A Teggiano come nei paesi limitrofi del Vallo di Diano, territori da cui proviene un numero cospicuo di emigrati al nord sia per motivi di studio che di lavoro, nel weekend in cui ricorreva anche la Festa della Donna, il clima si è fatto serio e nervoso. I commenti maggiori sono stati di critica e di accusa contro il comportamento irresponsabile ed egoista dei conterranei, in particolare sui social, dove, con l’entrata in vigore del divieto di assembramento che ha portato ciascuno a restare a casa propria, trasformando di fatto l’Italia tutta in un’unica enorme comunità virtuale, si sono riversate le frustrazioni, gli stati d’ansia e di insofferenza della gente. Ne è scaturita una sorta di caccia alle streghe o meglio al presunto untore, che si muove in macchina, affolla i supermercati, esce più volte al giorno…
Ad allentare la pressione non sono mancati post satirici contro condotte infelici e la partecipazione dai balconi ai flashmob nazionali per cantare contro la paura, che a Teggiano sono diventati anche momenti di raccoglimento (virtuale) e di preghiera intorno al suo santo patrono San Cono, noto per aver protetto il paese natìo in diverse occasioni, tra cui dalla peste del 1600.

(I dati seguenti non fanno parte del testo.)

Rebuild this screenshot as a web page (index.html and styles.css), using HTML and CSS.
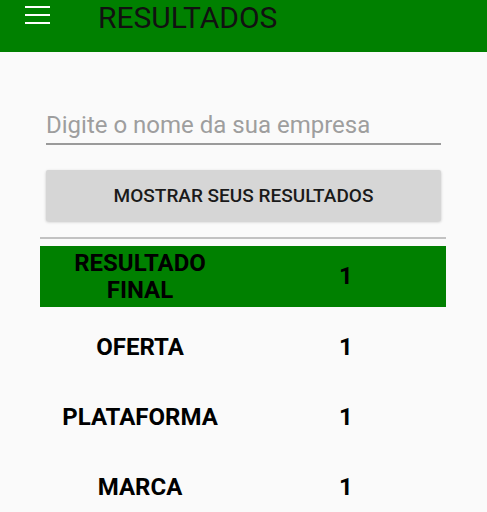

Tuttavia, a determinare un notevole inasprimento del clima sociale a Teggiano come nel resto del Vallo sono stati i casi di contagio da Covid-12 scoppiati in seguito a due raduni di un gruppo di neocatecumenali svoltosi tra fine febbraio e inizio marzo, rispettivamente nei comuni di Atena Lucana e Sala Consilina. La morte di due fra i partecipanti, il 76enne di Bellizzi prima e Don Alessandro Brignone dopo, parroco del più vicino comune di Caggiano, ha sconvolto tutto il comprensorio e messo in allarme anche le istituzioni locali e regionali per la catena di contagi diretti e indiretti che tali episodi hanno causato. I comuni più colpiti, Sala Consilina in primis, seguita da Caggiano insieme ad Atena Lucana e Polla sono diventate le nostre zone rosse. Tra i contagiati in forma indiretta rientrano ad oggi anche due teggianesi, tra questi il Capo Squadra e responsabile del Distaccamento dei Vigili del Fuoco di Sala Consilina, Luigi Morello, ricoverato all’ospedale di Scafati, per il quale si stanno vivendo giorni di grande apprensione.

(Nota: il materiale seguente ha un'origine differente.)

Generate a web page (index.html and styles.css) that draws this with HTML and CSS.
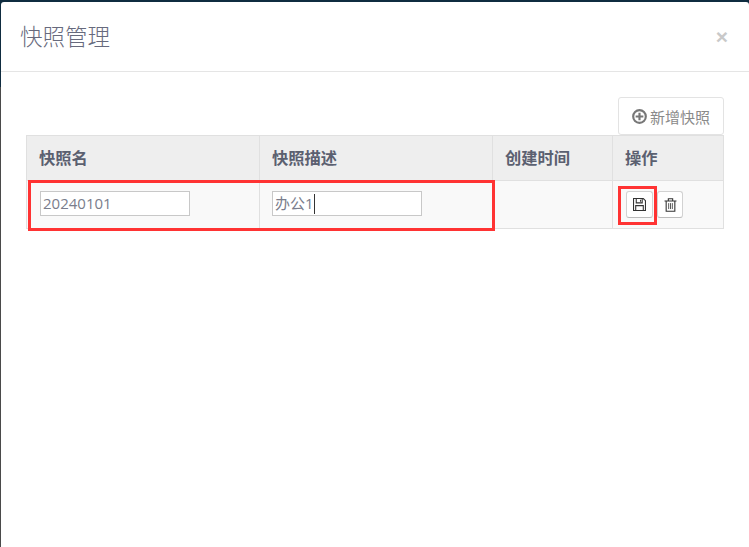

In un momento così tragico, che porta a riflettere non solo sulla precarietà e caducità della vita umana, ma anche sulle debolezze sanitarie del territorio, messe ancor più in evidenza dalla straordinarietà e dalla portata dell’emergenza che stiamo vivendo, non si sono fatti attendere gesti di solidarietà e di beneficenza da parte di associazioni ed enti locali, della diocesi Teggiano-Policastro, di singoli imprenditori e cittadini a favore, soprattutto, dell’ospedale “Luigi Curto” di Polla, concretizzatisi in raccolte fondi per l’acquisto di ventilatori e in donazioni di materiale sanitario quali mascherine protettive, tute monouso e igienizzanti, difficili da reperire, come ben sappiamo, in questo periodo di emergenza mondiale.